** begin Material **
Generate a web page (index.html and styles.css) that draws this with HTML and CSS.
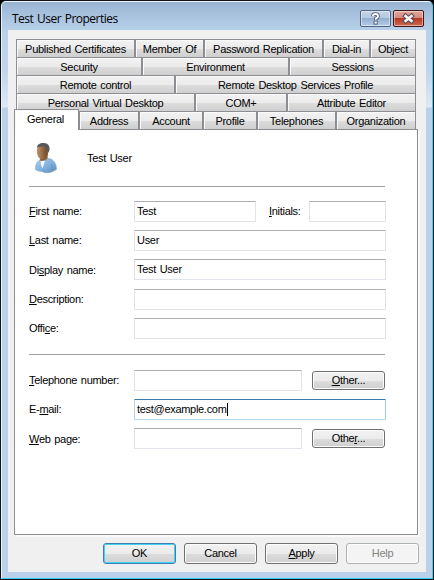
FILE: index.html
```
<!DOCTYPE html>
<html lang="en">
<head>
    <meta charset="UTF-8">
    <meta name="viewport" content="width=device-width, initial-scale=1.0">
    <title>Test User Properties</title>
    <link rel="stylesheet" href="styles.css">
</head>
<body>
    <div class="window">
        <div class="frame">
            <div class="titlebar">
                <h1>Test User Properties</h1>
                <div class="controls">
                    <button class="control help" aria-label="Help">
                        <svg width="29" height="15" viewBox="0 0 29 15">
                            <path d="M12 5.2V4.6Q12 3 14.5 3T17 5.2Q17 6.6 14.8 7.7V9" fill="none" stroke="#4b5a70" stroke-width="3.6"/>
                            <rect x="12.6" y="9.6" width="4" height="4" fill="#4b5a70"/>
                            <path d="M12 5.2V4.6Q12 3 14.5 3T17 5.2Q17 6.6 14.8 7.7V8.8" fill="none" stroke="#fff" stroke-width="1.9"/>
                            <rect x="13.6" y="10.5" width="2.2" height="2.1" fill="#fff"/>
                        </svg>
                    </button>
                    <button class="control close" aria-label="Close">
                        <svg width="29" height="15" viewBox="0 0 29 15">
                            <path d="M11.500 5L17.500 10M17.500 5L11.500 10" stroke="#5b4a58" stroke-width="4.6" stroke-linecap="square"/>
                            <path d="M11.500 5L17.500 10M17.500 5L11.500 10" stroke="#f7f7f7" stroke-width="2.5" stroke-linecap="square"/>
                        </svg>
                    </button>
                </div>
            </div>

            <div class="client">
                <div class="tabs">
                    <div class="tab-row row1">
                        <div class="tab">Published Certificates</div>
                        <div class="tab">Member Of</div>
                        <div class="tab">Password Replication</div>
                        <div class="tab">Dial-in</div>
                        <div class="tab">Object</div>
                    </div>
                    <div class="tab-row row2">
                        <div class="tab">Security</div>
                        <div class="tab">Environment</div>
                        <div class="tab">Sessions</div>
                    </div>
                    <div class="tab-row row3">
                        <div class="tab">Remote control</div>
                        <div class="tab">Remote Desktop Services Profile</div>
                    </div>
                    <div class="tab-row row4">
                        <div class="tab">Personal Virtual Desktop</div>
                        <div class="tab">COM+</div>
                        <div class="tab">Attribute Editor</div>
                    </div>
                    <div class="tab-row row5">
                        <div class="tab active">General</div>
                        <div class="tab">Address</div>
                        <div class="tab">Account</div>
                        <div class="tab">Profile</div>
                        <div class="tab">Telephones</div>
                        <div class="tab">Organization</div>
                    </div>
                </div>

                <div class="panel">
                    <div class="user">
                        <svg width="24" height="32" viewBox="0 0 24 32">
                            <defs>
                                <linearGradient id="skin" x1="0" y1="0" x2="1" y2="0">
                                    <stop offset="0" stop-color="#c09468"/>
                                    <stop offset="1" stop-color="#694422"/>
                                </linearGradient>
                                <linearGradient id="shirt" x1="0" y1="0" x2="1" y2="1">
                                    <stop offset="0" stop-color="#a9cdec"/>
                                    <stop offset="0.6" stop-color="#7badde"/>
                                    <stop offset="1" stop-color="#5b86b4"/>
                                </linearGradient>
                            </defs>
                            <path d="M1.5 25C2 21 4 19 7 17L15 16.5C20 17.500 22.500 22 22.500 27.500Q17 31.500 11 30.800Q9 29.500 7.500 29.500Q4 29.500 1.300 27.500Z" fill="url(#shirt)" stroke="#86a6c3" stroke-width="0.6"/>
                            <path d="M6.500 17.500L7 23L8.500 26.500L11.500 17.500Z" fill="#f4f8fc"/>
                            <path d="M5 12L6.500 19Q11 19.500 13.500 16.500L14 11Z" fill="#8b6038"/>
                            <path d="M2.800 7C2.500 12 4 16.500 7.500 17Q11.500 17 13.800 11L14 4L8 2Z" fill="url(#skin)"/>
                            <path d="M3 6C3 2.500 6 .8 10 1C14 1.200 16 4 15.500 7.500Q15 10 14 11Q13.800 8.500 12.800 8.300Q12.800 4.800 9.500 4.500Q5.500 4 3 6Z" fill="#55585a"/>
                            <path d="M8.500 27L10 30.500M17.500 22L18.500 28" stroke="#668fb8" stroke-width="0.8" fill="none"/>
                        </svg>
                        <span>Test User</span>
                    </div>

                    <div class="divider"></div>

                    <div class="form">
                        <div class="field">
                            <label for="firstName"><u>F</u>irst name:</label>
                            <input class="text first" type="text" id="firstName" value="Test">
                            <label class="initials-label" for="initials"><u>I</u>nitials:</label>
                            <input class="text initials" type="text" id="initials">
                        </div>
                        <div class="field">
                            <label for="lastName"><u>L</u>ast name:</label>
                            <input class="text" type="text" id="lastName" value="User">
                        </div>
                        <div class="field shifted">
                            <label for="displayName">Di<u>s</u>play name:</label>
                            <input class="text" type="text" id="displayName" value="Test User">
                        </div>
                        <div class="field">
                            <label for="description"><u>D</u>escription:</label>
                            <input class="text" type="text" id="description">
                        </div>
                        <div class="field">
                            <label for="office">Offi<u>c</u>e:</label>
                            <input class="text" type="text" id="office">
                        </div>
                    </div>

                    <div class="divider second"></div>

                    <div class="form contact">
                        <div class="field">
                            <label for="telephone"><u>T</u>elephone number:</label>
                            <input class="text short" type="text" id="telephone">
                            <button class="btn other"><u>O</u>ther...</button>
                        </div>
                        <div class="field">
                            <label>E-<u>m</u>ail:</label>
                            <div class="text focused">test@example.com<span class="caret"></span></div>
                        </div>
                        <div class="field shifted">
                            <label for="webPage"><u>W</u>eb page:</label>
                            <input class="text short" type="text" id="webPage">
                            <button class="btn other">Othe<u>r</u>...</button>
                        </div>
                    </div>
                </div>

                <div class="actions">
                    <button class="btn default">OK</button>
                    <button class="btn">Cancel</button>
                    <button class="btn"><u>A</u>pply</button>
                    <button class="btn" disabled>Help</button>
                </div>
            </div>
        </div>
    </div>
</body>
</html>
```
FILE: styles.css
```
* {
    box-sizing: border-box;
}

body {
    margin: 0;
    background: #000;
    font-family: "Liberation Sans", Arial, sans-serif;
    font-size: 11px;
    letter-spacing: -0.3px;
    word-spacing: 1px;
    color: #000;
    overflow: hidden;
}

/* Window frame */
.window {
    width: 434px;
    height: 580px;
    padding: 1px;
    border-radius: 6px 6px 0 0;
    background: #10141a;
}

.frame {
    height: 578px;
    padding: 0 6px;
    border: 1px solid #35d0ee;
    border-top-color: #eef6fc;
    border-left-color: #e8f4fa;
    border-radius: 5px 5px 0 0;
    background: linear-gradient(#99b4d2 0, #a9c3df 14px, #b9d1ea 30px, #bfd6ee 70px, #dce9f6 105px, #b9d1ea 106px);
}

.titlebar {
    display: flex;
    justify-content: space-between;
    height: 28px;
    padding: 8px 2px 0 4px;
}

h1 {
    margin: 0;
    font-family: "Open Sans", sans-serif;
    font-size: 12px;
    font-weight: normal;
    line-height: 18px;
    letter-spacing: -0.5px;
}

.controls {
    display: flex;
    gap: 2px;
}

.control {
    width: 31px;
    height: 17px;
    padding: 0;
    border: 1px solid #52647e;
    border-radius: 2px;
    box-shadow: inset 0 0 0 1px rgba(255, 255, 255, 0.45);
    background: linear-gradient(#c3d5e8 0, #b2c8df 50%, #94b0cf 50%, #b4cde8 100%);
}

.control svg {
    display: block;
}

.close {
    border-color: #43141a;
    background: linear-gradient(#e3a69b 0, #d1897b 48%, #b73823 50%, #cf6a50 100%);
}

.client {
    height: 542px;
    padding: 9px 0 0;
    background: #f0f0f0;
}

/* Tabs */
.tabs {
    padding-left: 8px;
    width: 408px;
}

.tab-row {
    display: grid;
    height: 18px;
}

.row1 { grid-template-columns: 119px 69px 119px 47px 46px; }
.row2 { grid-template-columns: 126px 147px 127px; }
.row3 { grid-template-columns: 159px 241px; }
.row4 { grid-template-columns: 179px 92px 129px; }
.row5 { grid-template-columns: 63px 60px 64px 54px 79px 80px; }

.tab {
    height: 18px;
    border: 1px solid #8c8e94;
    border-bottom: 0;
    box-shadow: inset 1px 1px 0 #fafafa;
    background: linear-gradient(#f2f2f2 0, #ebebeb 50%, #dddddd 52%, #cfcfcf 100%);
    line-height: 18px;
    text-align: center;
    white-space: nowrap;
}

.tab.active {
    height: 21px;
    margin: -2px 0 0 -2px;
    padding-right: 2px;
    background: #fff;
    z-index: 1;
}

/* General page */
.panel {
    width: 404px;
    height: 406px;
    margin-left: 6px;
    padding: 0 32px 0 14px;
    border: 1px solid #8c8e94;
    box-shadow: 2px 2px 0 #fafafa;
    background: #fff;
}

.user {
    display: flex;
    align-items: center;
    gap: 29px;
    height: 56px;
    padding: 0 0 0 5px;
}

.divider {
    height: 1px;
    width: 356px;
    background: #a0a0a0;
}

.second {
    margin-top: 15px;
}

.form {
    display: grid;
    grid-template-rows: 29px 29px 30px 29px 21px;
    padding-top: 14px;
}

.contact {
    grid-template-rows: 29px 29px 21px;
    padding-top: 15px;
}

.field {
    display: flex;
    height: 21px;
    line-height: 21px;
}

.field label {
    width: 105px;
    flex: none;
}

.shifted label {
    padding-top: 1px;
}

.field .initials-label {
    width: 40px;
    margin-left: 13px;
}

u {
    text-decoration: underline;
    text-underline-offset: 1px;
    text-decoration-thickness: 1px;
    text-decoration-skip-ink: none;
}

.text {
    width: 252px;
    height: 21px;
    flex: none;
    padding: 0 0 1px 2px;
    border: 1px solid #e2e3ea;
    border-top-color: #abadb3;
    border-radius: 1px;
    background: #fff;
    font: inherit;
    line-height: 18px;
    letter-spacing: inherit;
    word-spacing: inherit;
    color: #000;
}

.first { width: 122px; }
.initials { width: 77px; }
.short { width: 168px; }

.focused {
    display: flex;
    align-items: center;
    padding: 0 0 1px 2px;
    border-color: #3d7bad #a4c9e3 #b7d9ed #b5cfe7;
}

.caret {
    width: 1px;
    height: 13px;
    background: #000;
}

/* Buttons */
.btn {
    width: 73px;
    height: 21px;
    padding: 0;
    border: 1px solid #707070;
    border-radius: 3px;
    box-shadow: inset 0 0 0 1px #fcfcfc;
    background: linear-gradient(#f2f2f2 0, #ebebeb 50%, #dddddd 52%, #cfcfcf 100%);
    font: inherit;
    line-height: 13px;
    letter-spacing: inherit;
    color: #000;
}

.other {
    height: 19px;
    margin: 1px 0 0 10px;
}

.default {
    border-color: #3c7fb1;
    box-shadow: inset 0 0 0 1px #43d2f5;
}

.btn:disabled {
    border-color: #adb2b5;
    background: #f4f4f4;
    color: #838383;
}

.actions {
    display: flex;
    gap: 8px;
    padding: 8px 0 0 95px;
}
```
** end Material **
** begin Material **
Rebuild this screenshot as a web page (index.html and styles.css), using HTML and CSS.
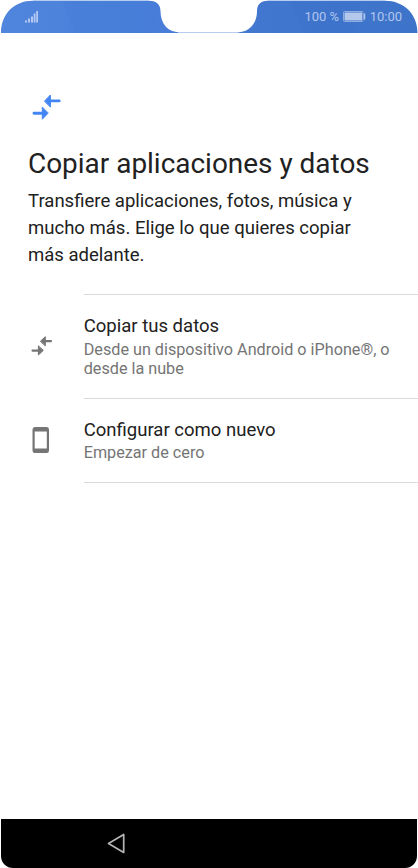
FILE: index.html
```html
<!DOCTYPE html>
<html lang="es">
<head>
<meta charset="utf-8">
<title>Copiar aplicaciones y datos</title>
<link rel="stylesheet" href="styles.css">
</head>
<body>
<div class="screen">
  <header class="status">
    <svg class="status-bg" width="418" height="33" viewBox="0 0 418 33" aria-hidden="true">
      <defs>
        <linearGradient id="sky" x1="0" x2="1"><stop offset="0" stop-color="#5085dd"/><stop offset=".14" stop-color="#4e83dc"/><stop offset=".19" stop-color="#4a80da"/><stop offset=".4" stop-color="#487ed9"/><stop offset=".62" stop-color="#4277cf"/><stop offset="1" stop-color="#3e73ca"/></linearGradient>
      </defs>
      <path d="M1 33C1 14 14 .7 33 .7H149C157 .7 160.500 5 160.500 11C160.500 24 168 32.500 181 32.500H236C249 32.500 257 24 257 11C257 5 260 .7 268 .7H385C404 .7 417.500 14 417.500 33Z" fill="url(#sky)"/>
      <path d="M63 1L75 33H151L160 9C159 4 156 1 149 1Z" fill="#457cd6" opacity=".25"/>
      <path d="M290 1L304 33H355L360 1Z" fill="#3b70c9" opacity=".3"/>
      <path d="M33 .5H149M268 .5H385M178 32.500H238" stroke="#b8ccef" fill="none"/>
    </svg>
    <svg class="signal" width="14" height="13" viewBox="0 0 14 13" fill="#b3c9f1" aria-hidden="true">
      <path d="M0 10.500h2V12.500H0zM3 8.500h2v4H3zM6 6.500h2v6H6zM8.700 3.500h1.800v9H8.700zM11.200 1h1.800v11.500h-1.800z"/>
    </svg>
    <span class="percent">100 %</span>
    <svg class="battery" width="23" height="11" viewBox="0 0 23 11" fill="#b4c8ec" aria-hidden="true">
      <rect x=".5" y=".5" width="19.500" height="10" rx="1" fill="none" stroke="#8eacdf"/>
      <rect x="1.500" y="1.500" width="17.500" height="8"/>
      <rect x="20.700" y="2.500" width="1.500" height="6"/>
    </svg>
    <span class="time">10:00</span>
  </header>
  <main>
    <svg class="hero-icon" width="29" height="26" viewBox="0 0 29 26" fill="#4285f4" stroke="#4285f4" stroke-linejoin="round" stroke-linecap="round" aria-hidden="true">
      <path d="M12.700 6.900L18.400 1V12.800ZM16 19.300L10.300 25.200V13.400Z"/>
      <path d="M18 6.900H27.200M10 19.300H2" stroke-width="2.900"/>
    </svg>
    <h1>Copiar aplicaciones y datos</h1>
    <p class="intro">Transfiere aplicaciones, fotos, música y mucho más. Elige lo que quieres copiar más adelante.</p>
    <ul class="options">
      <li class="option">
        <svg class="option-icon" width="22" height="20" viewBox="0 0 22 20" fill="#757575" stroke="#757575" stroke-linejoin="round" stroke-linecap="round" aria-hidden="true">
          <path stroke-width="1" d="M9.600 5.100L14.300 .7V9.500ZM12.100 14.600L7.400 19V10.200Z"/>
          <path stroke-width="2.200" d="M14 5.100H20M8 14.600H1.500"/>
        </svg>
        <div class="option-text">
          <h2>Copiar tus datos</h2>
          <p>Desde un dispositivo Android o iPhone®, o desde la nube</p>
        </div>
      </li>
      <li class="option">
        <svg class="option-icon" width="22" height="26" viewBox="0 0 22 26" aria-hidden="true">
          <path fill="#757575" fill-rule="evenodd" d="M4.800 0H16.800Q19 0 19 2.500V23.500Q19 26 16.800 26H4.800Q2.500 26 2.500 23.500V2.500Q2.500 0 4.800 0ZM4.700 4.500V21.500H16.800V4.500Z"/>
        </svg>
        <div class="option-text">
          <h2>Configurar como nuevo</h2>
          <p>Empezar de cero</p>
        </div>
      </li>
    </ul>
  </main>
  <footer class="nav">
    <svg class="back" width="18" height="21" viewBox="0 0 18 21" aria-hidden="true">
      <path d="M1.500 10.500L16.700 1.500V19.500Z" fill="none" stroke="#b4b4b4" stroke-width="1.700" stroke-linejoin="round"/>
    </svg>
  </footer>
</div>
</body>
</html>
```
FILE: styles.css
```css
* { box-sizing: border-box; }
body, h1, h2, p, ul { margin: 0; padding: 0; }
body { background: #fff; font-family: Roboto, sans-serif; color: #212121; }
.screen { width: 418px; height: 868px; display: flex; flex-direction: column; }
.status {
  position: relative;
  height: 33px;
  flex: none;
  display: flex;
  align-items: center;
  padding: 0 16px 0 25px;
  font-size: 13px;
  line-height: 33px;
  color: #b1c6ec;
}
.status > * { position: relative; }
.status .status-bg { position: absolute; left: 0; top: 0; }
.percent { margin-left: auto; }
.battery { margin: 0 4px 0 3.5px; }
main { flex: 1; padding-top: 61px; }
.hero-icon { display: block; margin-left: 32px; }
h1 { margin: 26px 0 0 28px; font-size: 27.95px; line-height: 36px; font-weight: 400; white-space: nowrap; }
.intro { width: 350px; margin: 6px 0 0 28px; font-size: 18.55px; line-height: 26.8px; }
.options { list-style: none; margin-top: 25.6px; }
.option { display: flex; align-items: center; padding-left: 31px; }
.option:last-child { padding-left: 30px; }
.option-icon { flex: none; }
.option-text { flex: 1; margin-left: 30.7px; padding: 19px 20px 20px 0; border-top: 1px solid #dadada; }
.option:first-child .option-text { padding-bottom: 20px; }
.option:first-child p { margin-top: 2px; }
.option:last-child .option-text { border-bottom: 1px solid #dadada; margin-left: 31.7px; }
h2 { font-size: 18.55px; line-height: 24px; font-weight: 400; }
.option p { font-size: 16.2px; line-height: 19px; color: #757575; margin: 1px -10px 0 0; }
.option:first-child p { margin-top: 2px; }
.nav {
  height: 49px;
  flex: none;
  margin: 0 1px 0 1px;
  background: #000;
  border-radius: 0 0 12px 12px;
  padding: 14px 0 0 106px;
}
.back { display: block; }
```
** end Material **
| What to produce |
State how many lines include the string "styles", and nothing more.

| Solution for this task |
6